What is CaptionCaster?

CaptionCaster is a real-time captioning system. It is a software program that allows text captions to be streamed across the internet for any live broadcast. As long as the end user has an internet connection, he/she can receive the text version of the broadcast audio in real-time. It can be used with web casts, web conferencing, audio/telephone conferences, television and radio broadcasts, in-person lectures or presentations, and any other medium in which live audio is used.

Why CaptionCaster?

CaptionCaster allows audio content to be accessible to those who are deaf or hard of hearing and increases the accessibility and usability of audio broadcasts for all users. Benefits include:

  • Enables those who are deaf and hard of hearing to participate, thus meeting ethical and legal obligations.
  • Increases broadcast participation. Participants no longer must listen to the audio, but can read the text instead. This is useful when hardware may not support audio, when the environment is not conducive to audio (such as a public library, lab, or noisy environments), or when participants may want a more simple approach to getting broadcast content.
  • Increased understandability and retention through reading the content.

What Does CaptionCaster Do?

There are two primary difficulties when dealing with real-time captioning. The first is generating the captions in real-time (as or shortly after the words are spoken). The second is delivering the captions in real-time to the end user. CaptionCaster solves both issues.

Generating real-time captions

stenography machine CaptionCaster uses stenograph input to convert the spoken word to text. A stenograph machine is a special typewriter-like device that trained operators use to 'type' phonetically at a very fast rate. CaptionCaster receives this input from a stenographer and formats it for Internet broadcast use.

CaptionCaster can also use external voice recognition software for input. If the voice recognition software is well trained and the audio is captured in a suitable environment this will provide adequate quality for text broadcasting needs.

Delivering real-time captions

CaptionCaster processes the stenographer or voice recognition format, converts it into a format suitable for broadcast on the internet, then streams this text to broadcast participants. Participants can view the live text from nearly any internet-connected computer or hand held device, and even from some cell phones.

How Does CaptionCaster Work?

CaptionCaster works entirely in parallel with your broadcast media. This allows it to work with any type of audio delivery mechanisms, from in-person lectures and presentations to web casts, radio, and television broadcasts.

CaptionCaster has four primary components:

  1. CaptionCaster - Obtains, decodes, and broadcasts streaming captions to clients.
  2. CaptionClient - The primary client through which the end user receives captions.
  3. CaptionConnect - A post-broadcast tool used for correcting, synchronizing, and archiving captions.
  4. CaptionConvert - A tool for converting caption files between various caption formats.

Note

All screen shots and descriptions below are from very early alpha versions of the software. The interfaces and feature sets are not complete and will certainly change before a beta release.

CaptionCaster

The core component of the real-time captioning system.
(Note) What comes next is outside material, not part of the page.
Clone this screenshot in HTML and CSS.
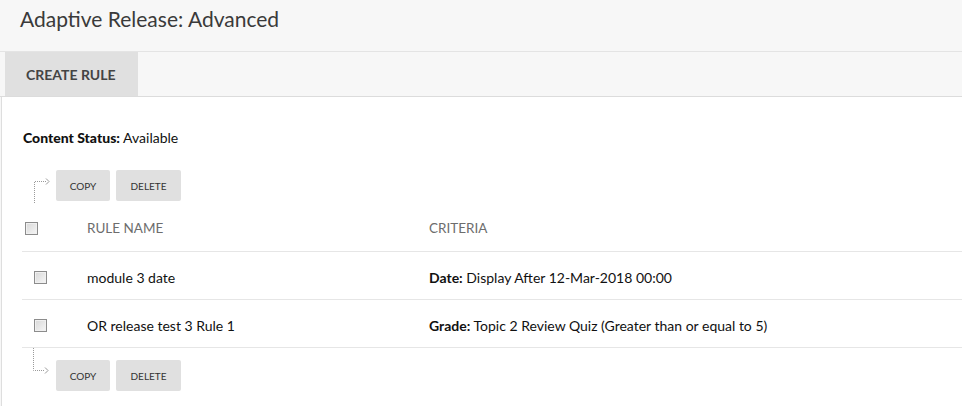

The CaptionCaster interface showing input on the left, output on the right, and status on the bottom

  • Receives input from:
    • Stenographer (via local hardware connection, telephone line, or internet socket)
    • Keyboard
    • Voice recognition
    • Data file
    • Another CaptionCaster system
  • Decodes common stenographer formats and codes into a useful format
    • Allows custom formatting
    • Can custom set a captioning delay so that the streaming text and the encoded audio are synchronized
  • Generates output to:
    • CaptionClient - the primary client system (see below). Over 1000 simultaneous CaptionClient connections are possible.
    • Standard web page format accessible by any internet connected computer (including assistive technologies which allow live web casts to be accessible to those who are blind or deaf-blind)
    • Instant messenger networks (including cell phones and text message services)
    • Mobile/handheld devices
    • Media players (Windows Media and RealPlayer)
    • Other CaptionCaster systems (for load balancing or distributed networking)
  • Stores text archives
    • CaptionConnect formatted, time-encoded log (see below)
    • Plain text transcript

CaptionClient

CaptionClient

CaptionClient is the primary way in which users will view the real-time captions. It uses Adobe Flash technology that is installed on 95% of internet-enabled computers. The customizable display for optimal viewing environment includes accessibility controls for increased font size and customized colors/contrast.

CaptionConnect

CaptionConnect allows a very quick turnaround for generating accessible, captioned versions of your archived broadcast. At the conclusion of a CaptionCaster-enabled live broadcast, CaptionCaster will save a time-encoded log of the entire session in XML format. CaptionConnect allows you to fix any input mistakes, misspellings, timing inconsistencies, or synchronization issues. CaptionCaster allows editing, combining, or splitting of individual caption displays (a section of text that displays on screen at any given time). You can then easily synchronize the captions with an archived version of your broadcast media. CaptionConnect will then output the complete, time-encoded, synchronized captioning format for use in the following media formats:

  • DVD
  • RealText (for use with RealMedia content)
  • QTText (Quicktime)
  • SAMI (Windows Media Player)
  • SubViewer (Google Video)
  • TimedText (Adobe Flash)
  • Plain text transcript

In just a matter of minutes, you can generate and post accessible, captioned versions of your broadcast media. CaptionConnect can also open other common caption formats to allow editing, clean-up, and synchronization of most caption formats and conversion from one caption/media format to another.

CaptionConvert

CaptionConvert allows instant and easy conversion between many caption formats. It is useful if you are moving content from one media type to another and do not want to re-caption or resynchronize captions with the new media format. It retains basic formatting information between formats and can be configured to automatically convert an entire batch of caption files from one format to another. Unlike CaptionConnect, editing of captions is not allowed. However, you can use CaptionConvert to convert existing captions into a format compatible with CaptionConnect and then fully edit the captions and timing information.

Putting it all together

The four components of the CaptionCaster system provide a complete solution for internet based real-time captioning needs. The following schematic shows how the components work together.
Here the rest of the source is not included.